Natal Brazil

Information about the city of Natal, in Brazil.

Tuesday, March 17, 2009

Natal losing space in international tourism

According to the last figures published by Infraero, Natal is being less and less visited by foreign travelers.
In January this year, the airport of Natal received 17,699 international visitors; the number is down from 23,770 in January of 2008.
Brazil as a whole was visited by 185,818 foreigners in January of this year, more than the 162,075 of January 2008.

In the Northeast of Brazil, where States compete for the preference of visitors looking for sun and beach, Natal also lost ground; Salvador had a bit more than 40,000 visitors, Fortaleza a bit more than 27,000 and Recife a bit more than 26,000 visitors.

Just about three years ago, when this blog started to be published, Natal was the second most visited city in the Northeast (behind giant Salvador).
It was easy to see entire families (parents, kids, babies) of Northern Europeans (easily recognizable by their aspects and their education) walking in Ponta Negra.

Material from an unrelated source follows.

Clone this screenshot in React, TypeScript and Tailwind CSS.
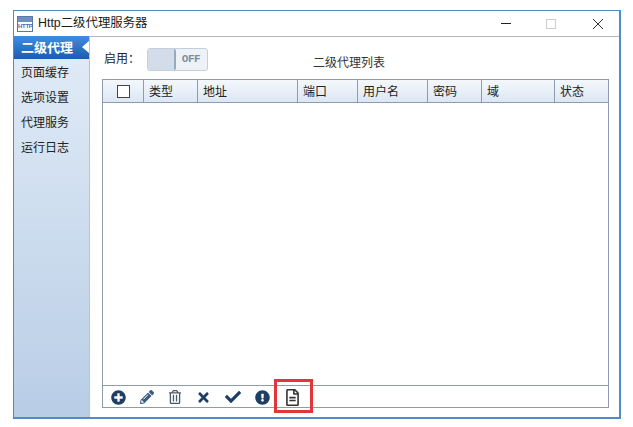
import { FaCheck, FaExclamationCircle, FaPencilAlt, FaPlusCircle, FaRegFileAlt, FaRegTrashAlt, FaTimes } from "react-icons/fa";

const cjk = "font-['Liberation_Sans','Noto_Sans_CJK_SC',sans-serif]";

const menu = ["页面缓存", "选项设置", "代理服务", "运行日志"];

const columns = [
  { label: "类型", width: "w-[54px]" },
  { label: "地址", width: "w-[100px]" },
  { label: "端口", width: "w-[60px]" },
  { label: "用户名", width: "w-[70px]" },
  { label: "密码", width: "w-[54px]" },
  { label: "域", width: "w-[73px]" },
  { label: "状态", width: "flex-1" },
];

function TitleBar() {
  return (
    <div className="flex h-[25px] items-center pl-[3px] pr-[15px]">
      <div className="flex h-[16px] w-[16px] flex-col border border-[#5b78a8] bg-white">
        <div className="h-[5px] bg-[#6f8fc0]" />
        <div className="flex-1 text-center font-['Liberation_Sans',sans-serif] text-[6px] font-bold leading-[9px] tracking-[-0.3px] text-[#4a6aa0]">
          HTTP
        </div>
      </div>
      <span className="ml-[5px] text-[12.4px] leading-none text-[#1a1a1a]">Http二级代理服务器</span>
      <div className="ml-auto flex items-center">
        <div className="h-[1px] w-[10px] bg-[#222]" />
        <div className="ml-[35px] h-[10px] w-[10px] border border-[#cfcfcf]" />
        <svg className="ml-[36px]" width="12" height="12" viewBox="0 0 12 12">
          <path d="M1 1 L11 11 M11 1 L1 11" stroke="#333" strokeWidth="1" fill="none" />
        </svg>
      </div>
    </div>
  );
}

function Sidebar() {
  return (
    <div className="w-[76px] shrink-0 border-r border-[#b4c6da] bg-gradient-to-b from-[#e2ecf7] to-[#b8cde6]">
      <div className="relative mb-[1px] flex h-[23px] items-center bg-gradient-to-b from-[#3f8ee2] to-[#1a5cb2] pl-[7px] text-[13px] font-bold text-white">
        二级代理
        <div className="absolute right-0 top-[5px] h-0 w-0 border-y-[6px] border-r-[7px] border-y-transparent border-r-white" />
      </div>
      {menu.map((item) => (
        <div key={item} className="flex h-[25px] items-center pl-[7px] text-[12px] text-[#222]">
          {item}
        </div>
      ))}
    </div>
  );
}

function ProxyPanel() {
  return (
    <div className="flex min-w-0 flex-1 flex-col border-t border-[#b5b5b5] pb-[9px] pl-[12px] pr-[10px]">
      <div className="relative flex h-[42px] shrink-0 items-start pt-[11px]">
        <span className="mt-[3px] w-[45px] pl-[2px] text-[12px] leading-[16px] text-[#222]">启用：</span>
        <div className="flex h-[23px] w-[61px] overflow-hidden rounded-[3px] border border-[#c3cfdc] bg-[#eef2f7]">
          <div className="w-[28px] rounded-[2px] border-r-2 border-[#98a9bc] bg-[#d3dde9]" />
          <span className="flex-1 pr-[1px] text-center font-['Liberation_Mono',monospace] text-[11px] font-bold leading-[20px] tracking-[-0.5px] text-[#7d8da0]">
            OFF
          </span>
        </div>
        <span className="ml-[105px] mt-[7px] text-[12px] leading-[16px] text-[#333]">二级代理列表</span>
      </div>
      <div className="flex min-h-0 flex-1 flex-col border border-[#8e9dad]">
        <div className="flex h-[23px] shrink-0 border-b border-[#8e9dad] bg-gradient-to-b from-[#f4f8fc] to-[#dce7f4]">
          <div className="flex w-[41px] items-center justify-center border-r border-[#8e9dad]">
            <div className="h-[13px] w-[13px] border border-[#444] bg-white" />
          </div>
          {columns.map((col, i) => (
            <div
              key={col.label}
              className={`flex items-center pl-[5px] pt-[2px] text-[12px] text-[#222] ${col.width} ${i < columns.length - 1 ? "border-r border-[#8e9dad]" : ""}`}
            >
              {col.label}
            </div>
          ))}
        </div>
        <div className="flex-1 bg-white" />
        <div className="flex h-[22px] shrink-0 items-center border-t border-[#8e9dad] pl-[8px] pt-[1px] text-[#1d3f66]">
          <FaPlusCircle size={15} />
          <FaPencilAlt size={14} className="ml-[14px] text-[#3a5a80]" />
          <FaRegTrashAlt size={14} className="ml-[14px] text-[#4a5a6a]" />
          <FaTimes size={15} className="ml-[14px]" />
          <FaCheck size={16} className="ml-[14px]" />
          <FaExclamationCircle size={15} className="ml-[14px]" />
          <FaRegFileAlt size={17} className="ml-[14px] text-[#333]" />
        </div>
      </div>
      <div className="absolute left-[274px] top-[379px] h-[34px] w-[39px] border-[3px] border-[#e2363b]" />
    </div>
  );
}

export default function App() {
  return (
    <div className={`relative h-[427px] w-[633px] overflow-hidden bg-white pb-[8px] pl-[13px] pr-[12px] pt-[10px] ${cjk}`}>
      <div className="flex h-full flex-col border border-b-[2px] border-r-[2px] border-[#4f8ccb] bg-white">
        <TitleBar />
        <div className="flex min-h-0 flex-1">
          <Sidebar />
          <ProxyPanel />
        </div>
      </div>
    </div>
  );
}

Where have they gone? Many charter flights which used to land in Natal now are going to Fortaleza and Recife; Natal had charter flights everyday, now has a couple a week; there is only one airline carrier (Portuguese TAP) flying into Natal (in Salvador, Fortaleza and Recife, there are, besides TAP, American carriers flying to the USA).

And why have the tourists gone away?
I had the opportunity to attend an event about tourism in Natal (which was opened for everybody) sponsored by newspaper Tribuna do Norte, the Governments of Natal and Rio Grande do Norte, and the local tourism trade (hotels, agencies, etc).
The tourist trade says that the main reason to cause the fall in visitors numbers is "lack of divulgation", or "lack of marketing" of Natal as a destination.
What they are saying, basicly, is that the Government should spend more tax-payers money in marketing, because then people would learn about Natal and then would flock to see our paradisiac beaches and our beautiful city.
The Government agrees that more money should be spend in marketing, but weighs that the private sector should make their own investments, too. However, some high staff of Government are not unhappy to take trips to Europe to participate in tourism fairs and events.

Meanwhile:
- the website of the Secretary of Tourism of Natal is in Portuguese only;
- after visitors arrive in Natal (and face the unprepared staff and the poor maintenance of the airport), information is even more scarce; most people (including hotel staff, restaurant staff and taxi drivers) still can't communicate in English; official signalization is still poor (a foreigner visiting Fort of Reis Magos still can't find any guide in English).
- Most tourists take trips to the beaches and get fascinated, but they don't want to take the trip twice; after two or three days, they need other options of what to do. In Fortaleza and Recife, multilingual leaflets published by the Government are freely distributed in hotels and restaurants, with hundreds of suggestions for visitors; in Natal, visitors depend on tips from the hotel clerk or the taxi driver;
- Natal has probably more and better hotels than any other city in the Northeast; however, prices are still higher than elsewhere; prices of real estate sky rocketed in Natal, which reflects in the prices of everything, particularly hotels. Natal has much fewer restaurants than neighbor cities; gastronomic travelers have better options in Fortaleza, Recife or even Pipa;
- Natal continues to be a city of the day; prostitution is not so blatant as some time ago, but nightlife options for families and couples are still poor (Zas-Tras was a famous regional show, but it was closed down because the theater was sold and a condo was built).

So, there are factors other than lack of marketing which explain why visitors are not coming to Natal.